Y sin embargo existe la escritura. Y es en la escritura donde Bellit piensa poderse desterrar, piensa poder trascender el tiempo como sucesión y acumulación de sinsentido en una sociedad que sólo sobrevive reiterando sus micro-opresiones. Bellit escribe su diario y la escritura de lo descompuesto, de la familia como morgue, parece abrir el espacio, la brecha, la falla para volver a abrir lo posible: las infinitas posibilidades que confluyen en la novela y más allá de ella, en su lector, así como Bellit lo escribe en el prólogo a su libro que emula a Macedonio Fernández. La escritura es lo abierto porque no termina nunca de determinarse. Es la posibilidad de que el lector la lleve consigo re-escribiéndola en la vida. Así, para Bellit, escribir significa reinventar el amor y a Lucien, hacerlo personaje y, luego, permitir que sea su co-autor; significa hundir la putrefacción de lo familiar y abrirse a ese otro que se espera: a Isobel, el “tú” que cada vez la acompaña, que a veces le hace pronunciar un “nosotros” que es una vorágine de silencio. Isobel, de quien nunca sabremos nada, es, sin embargo, un afuera inmanente al que nos sobreponemos: nos permite pensar que la desubicación, el viaje, la salida de la temporalidad trivial son la potencialidad de la literatura cuando nos acompaña en la visión despiadada, feroz hacia el espanto de la vida.
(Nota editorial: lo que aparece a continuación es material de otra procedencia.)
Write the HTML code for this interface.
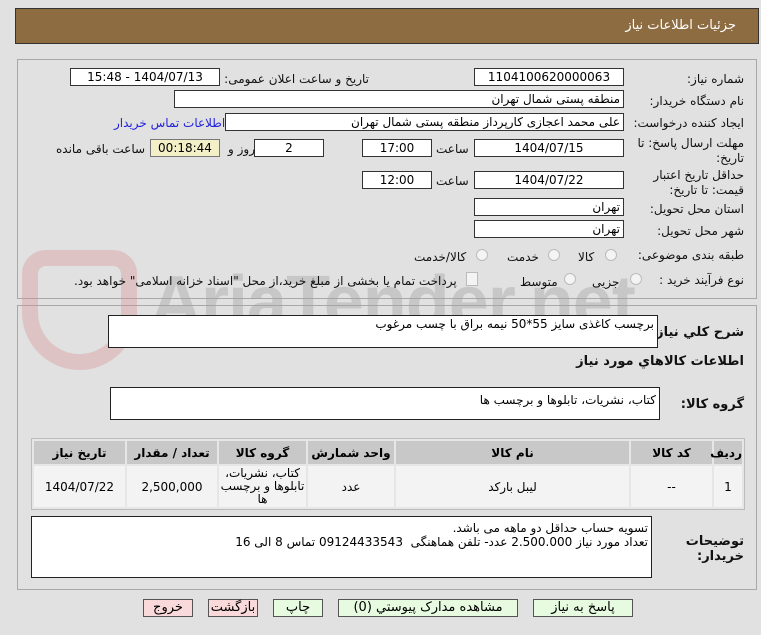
<!DOCTYPE html><html><head><meta charset="utf-8"><style>
body{margin:0;width:761px;height:635px;background:#e1e1e1;font-family:Tahoma,"DejaVu Sans",sans-serif;font-size:12px;position:relative;overflow:hidden;direction:rtl}
.a{position:absolute}
.hd{left:15px;top:8px;width:744px;height:36px;background:#8d6c41;border:1px solid #333;box-sizing:border-box}
.p{border:1px solid #a8a8a8;box-sizing:border-box}
.i{position:absolute;background:#fff;border:1px solid #333;box-sizing:border-box;height:18px;line-height:16px;text-align:center;font-size:12px}
.l{position:absolute;white-space:nowrap;font-size:12px;color:#111;line-height:14px}
.ta{position:absolute;background:#fff;border:1px solid #222;box-sizing:border-box;padding:1px 3px;font-size:12px;text-align:right;line-height:14px}
table{border-collapse:separate;border-spacing:2px;position:absolute;left:31px;top:438px;width:714px;height:72px;background:#e6e6e6;border:1px solid #bbb;table-layout:fixed}
th{background:#c8c8c8;font-size:12px;font-weight:bold;height:23px;padding:0}
td{background:#f3f3f3;text-align:center;font-size:12px;padding:0}
.b{position:absolute;top:599px;height:18px;border:1px solid #555;box-sizing:border-box;text-align:center;line-height:16px;font-size:13px}
.r{position:absolute;width:10px;height:10px;border:1px solid #bbb;border-radius:50%;background:#f4f4f4}
</style></head><body>
<div class="a hd"><span class="a" style="right:22px;top:9px;color:#fff;font-size:13px">جزئیات اطلاعات نیاز</span></div>
<div class="a p" style="left:17px;top:59px;width:740px;height:240px"></div>
<div class="a p" style="left:17px;top:305px;width:740px;height:285px"></div>
<div class="a" style="left:150px;top:262px;font-size:72px;line-height:80px;font-weight:bold;color:rgba(160,160,160,.4);font-family:'Liberation Sans',sans-serif;direction:ltr;letter-spacing:-1px">AriaTender.net</div>
<div class="a" style="left:22px;top:250px;width:115px;height:120px;border:16px solid rgba(215,140,140,.35);border-radius:25px 25px 60px 60px;box-sizing:border-box"></div>

<span class="l" style="right:17px;top:72px">شماره نیاز:</span>
<div class="i" style="left:474px;top:68px;width:150px">1104100620000063</div>
<span class="l" style="left:222px;top:72px;width:147px;text-align:right">تاریخ و ساعت اعلان عمومی:</span>
<div class="i" style="left:70px;top:68px;width:150px">1404/07/13 - 15:48</div>

<span class="l" style="right:17px;top:94px">نام دستگاه خریدار:</span>
<div class="i" style="left:174px;top:90px;width:450px;text-align:right;padding-right:3px">منطقه پستی شمال تهران</div>

<span class="l" style="right:17px;top:116px">ایجاد کننده درخواست:</span>
<div class="i" style="left:225px;top:113px;width:399px;text-align:right;padding-right:3px">علی محمد اعجازی کارپرداز منطقه پستی شمال تهران</div>
<span class="l" style="left:114px;top:116px;color:#2222dd">اطلاعات تماس خریدار</span>

<span class="l" style="right:17px;top:136px;line-height:15px">مهلت ارسال پاسخ: تا<br>تاریخ:</span>
<div class="i" style="left:474px;top:139px;width:150px">1404/07/15</div>
<span class="l" style="left:436px;top:142px">ساعت</span>
<div class="i" style="left:362px;top:139px;width:70px">17:00</div>
<div class="i" style="left:254px;top:139px;width:70px">2</div>
<span class="l" style="left:228px;top:142px">روز و</span>
<div class="i" style="left:150px;top:139px;width:70px;background:#f3f0c8;border-color:#777">00:18:44</div>
<span class="l" style="left:56px;top:142px">ساعت باقی مانده</span>

<span class="l" style="right:17px;top:168px;line-height:15px">حداقل تاریخ اعتبار<br>قیمت: تا تاریخ:</span>
<div class="i" style="left:474px;top:171px;width:150px">1404/07/22</div>
<span class="l" style="left:436px;top:174px">ساعت</span>
<div class="i" style="left:362px;top:171px;width:70px">12:00</div>

<span class="l" style="right:17px;top:202px">استان محل تحویل:</span>
<div class="i" style="left:474px;top:198px;width:150px;text-align:right;padding-right:3px">تهران</div>
<span class="l" style="right:17px;top:224px">شهر محل تحویل:</span>
<div class="i" style="left:474px;top:220px;width:150px;text-align:right;padding-right:3px">تهران</div>

<span class="l" style="right:17px;top:248px">طبقه بندی موضوعی:</span>
<div class="r" style="left:605px;top:249px"></div><span class="l" style="left:578px;top:250px">کالا</span>
<div class="r" style="left:548px;top:249px"></div><span class="l" style="left:507px;top:250px">خدمت</span>
<div class="r" style="left:476px;top:249px"></div><span class="l" style="left:414px;top:250px">کالا/خدمت</span>

<span class="l" style="right:17px;top:273px">نوع فرآیند خرید :</span>
<div class="r" style="left:630px;top:273px"></div><span class="l" style="left:592px;top:275px">جزیی</span>
<div class="r" style="left:564px;top:273px"></div><span class="l" style="left:520px;top:275px">متوسط</span>
<div class="a" style="left:466px;top:272px;width:10px;height:12px;border:1px solid #bbb;background:#f4f4f4"></div>
<span class="l" style="left:74px;top:274px">پرداخت تمام یا بخشی از مبلغ خرید،از محل "اسناد خزانه اسلامی" خواهد بود.</span>

<span class="l" style="right:17px;top:326px;font-weight:bold;font-size:13px">شرح کلي نياز:</span>
<div class="ta" style="left:108px;top:315px;width:550px;height:33px">برچسب کاغذی سایز 55*50 نیمه براق با چسب مرغوب</div>
<span class="l" style="right:17px;top:355px;font-weight:bold;font-size:13px">اطلاعات کالاهاي مورد نياز</span>
<span class="l" style="right:17px;top:398px;font-weight:bold;font-size:13px">گروه کالا:</span>
<div class="ta" style="left:110px;top:387px;width:550px;height:33px;padding-top:5px">کتاب، نشریات، تابلوها و برچسب ها</div>

<table><tr><th style="width:28px">ردیف</th><th style="width:81px">کد کالا</th><th style="width:233px">نام کالا</th><th style="width:86px">واحد شمارش</th><th style="width:87px">گروه کالا</th><th style="width:90px">تعداد / مقدار</th><th>تاریخ نیاز</th></tr>
<tr><td>1</td><td>--</td><td>لیبل بارکد</td><td>عدد</td><td style="line-height:13px">کتاب، نشریات،<br>تابلوها و برچسب<br>ها</td><td>2,500,000</td><td>1404/07/22</td></tr></table>

<span class="l" style="right:17px;top:534px;font-weight:bold;font-size:13px;line-height:15px">توضیحات<br>خریدار:</span>
<div class="ta" style="left:31px;top:516px;width:621px;height:62px;padding-top:4px">تسویه حساب حداقل دو ماهه می باشد.<br>تعداد مورد نیاز 2.500.000 عدد- تلفن هماهنگی &nbsp;09124433543 تماس 8 الی 16</div>

<div class="b" style="left:533px;width:100px;background:#e6fbe0">پاسخ به نیاز</div>
<div class="b" style="left:338px;width:180px;background:#e6fbe0">مشاهده مدارک پیوستي (0)</div>
<div class="b" style="left:273px;width:50px;background:#e6fbe0">چاپ</div>
<div class="b" style="left:208px;width:50px;background:#f9d9d9">بازگشت</div>
<div class="b" style="left:143px;width:50px;background:#f9d9d9">خروج</div>
</body></html>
Con una advertencia: la escritura no salva, en la novela no se salva nadie; la escritura hunde, trastoca: des-familiariza. Por todo lo anterior, esta palabra adquiere su concreta materialidad. E Isobel lo sabe. Isobel –quien quizá nos hablará al final, en una última, ulterior manipulación de los múltiples libros que componen la novela de Alfredo– lo aprende, como nosotros, leyendo. La escritura puede ser una poderosa arma des-familiarizadora: “una almohada blanca, que huele a saliva seca, a sangre, a mar evaporado”, hundida en el rostro de una abuela ciega.